Aaron was not granted his request, but the young man visited the gang members in jail, led most of them to faith in Christ, and began a significant Ministry to many others in Southside Chicago.

Application: Just like the young gang members in the court room, you and I will all stand before our judge and be read a guilty verdict. We’ll stand before God and give an account for our lives. The difference in this story is where God has allowed a substitution to be made – and that substitution is only found in Christ. And what’s truly interesting in this action is that it was his plan since before time began to make a way for us to be with him.

In a moment we’ll have a time of silent reflection. Here’s what I want you to think about:

  1. The seriousness of sin in God’s eyes.
  2. The magnitude of God’s love – how great it is.
  3. The incredible cost of God’s Grace – Amazing Grace given so freely to us.

After we’re done, I’m going to ask someone to dismiss us with a word of prayer and then we’ll all meet in the back for a time of fellowship over coffee and cookies. Maybe you’ve got some questions about church membership, becoming a Christian or what it means to be called to ministry.
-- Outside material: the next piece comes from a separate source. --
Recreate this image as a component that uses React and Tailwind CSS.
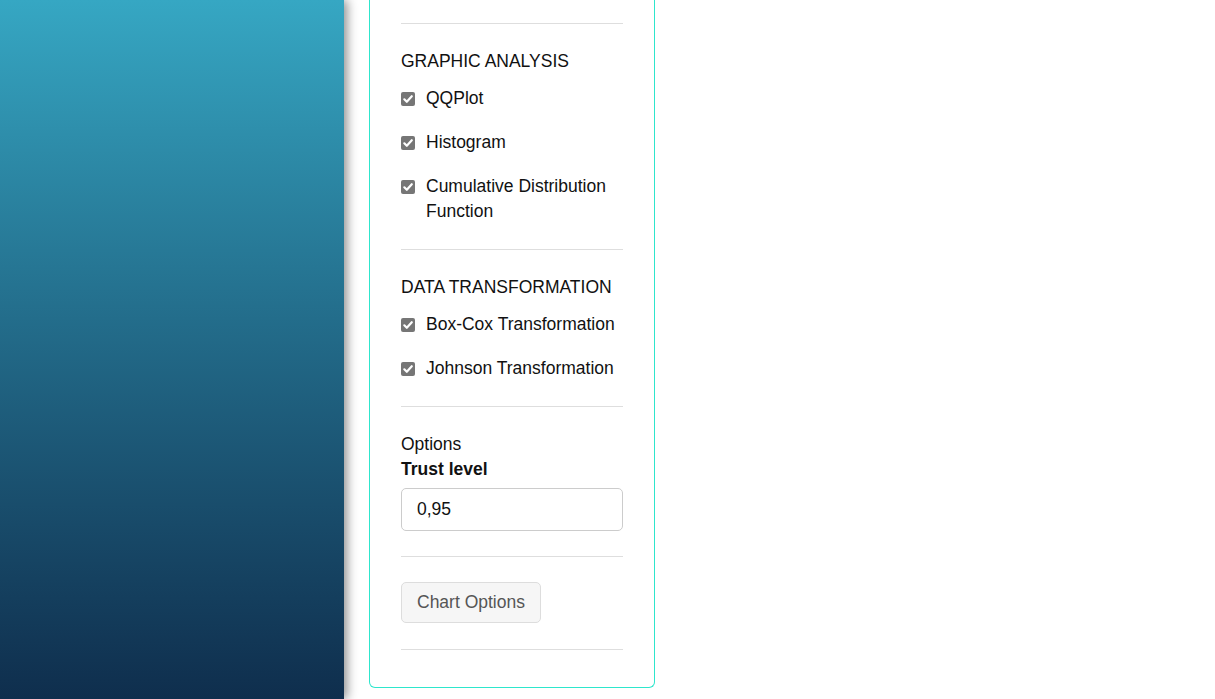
import React from 'react'

function Check({ label }) {
  return (
    <label className="flex items-start">
      <span className="mt-[5.5px] flex h-[14px] w-[14px] shrink-0 items-center justify-center rounded-[2px] bg-[#767676]">
        <svg viewBox="0 0 12 12" className="h-[12px] w-[12px]" fill="none">
          <path d="M2.3 6.3 4.8 8.8 9.8 3.2" stroke="white" strokeWidth="2.2" strokeLinecap="round" strokeLinejoin="round" />
        </svg>
      </span>
      <span className="ml-[11px]">{label}</span>
    </label>
  )
}

function Rule() {
  return <div className="h-px bg-[#dedede]" />
}

export default function App() {
  return (
    <div
      className="flex min-h-screen bg-white text-[17.5px] leading-[25px] text-[#111]"
      style={{ fontFamily: '"Liberation Sans", Arial, sans-serif' }}
    >
      <aside className="h-[699px] w-[344px] shrink-0 bg-gradient-to-b from-[#36a7c3] to-[#0f2e4d] shadow-[3px_0_10px_rgba(0,0,0,0.45)]" />

      <div className="ml-[25px] w-[286px] self-start rounded-b-[6px] border-x border-b border-[#2ee6cc] px-[31px] pt-[23px] pb-[37px]">
        <Rule />

        <section className="pt-[25px] pb-[25px]">
          <h3 className="mb-[12px]">GRAPHIC ANALYSIS</h3>
          <div className="flex flex-col gap-[19px]">
            <Check label="QQPlot" />
            <Check label="Histogram" />
            <Check label="Cumulative Distribution Function" />
          </div>
        </section>

        <Rule />

        <section className="pt-[25px] pb-[25px]">
          <h3 className="mb-[12px]">DATA TRANSFORMATION</h3>
          <div className="flex flex-col gap-[19px]">
            <Check label="Box-Cox Transformation" />
            <Check label="Johnson Transformation" />
          </div>
        </section>

        <Rule />

        <section className="pt-[24.5px] pb-[25px]">
          <div>Options</div>
          <div className="font-bold">Trust level</div>
          <input
            defaultValue="0,95"
            className="mt-[6px] block h-[43px] w-full rounded-[5px] border border-[#cccccc] px-[15px] text-[17.5px] text-[#111] outline-none"
            style={{ fontFamily: '"Liberation Sans", Arial, sans-serif' }}
          />
        </section>

        <Rule />

        <section className="pt-[25px] pb-[26px]">
          <button
            className="h-[41px] rounded-[5px] border border-[#dddddd] bg-[#f6f6f6] px-[15px] text-[17.5px] text-[#555]"
            style={{ fontFamily: '"Liberation Sans", Arial, sans-serif' }}
          >
            Chart Options
          </button>
        </section>

        <Rule />
      </div>
    </div>
  )
}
Maybe you just want to meet us. Come on back and visit with us.



Filed under Romans, Scripture, Sermon

2 responses to “The Righteousness of God (Part 1)

  1. Fred Obrecht

    The seriousness of sin in God’s eyes. I’ve never killed a person or stolen lots of money from someone. The little sins like lying to my wife or children or taking a pen from work didn’t seem like sin because it wasn’t really hurting anyone. But then one day I realized that when I saw things from God’s eyes those little things were sin just like the big ones. I’m thankful for God’s love that He loves me and forgives me and that He allow Christ to die on the cross for my sins.
    Thanks for the sermon. Love ya bro

    • As always, I appreciate your encouragement. I’d have to say I was pretty much in the same boat: I felt like I wasn’t ‘that’ bad…. I’m so grateful for God’s incredible mercy. Blessings, Bro.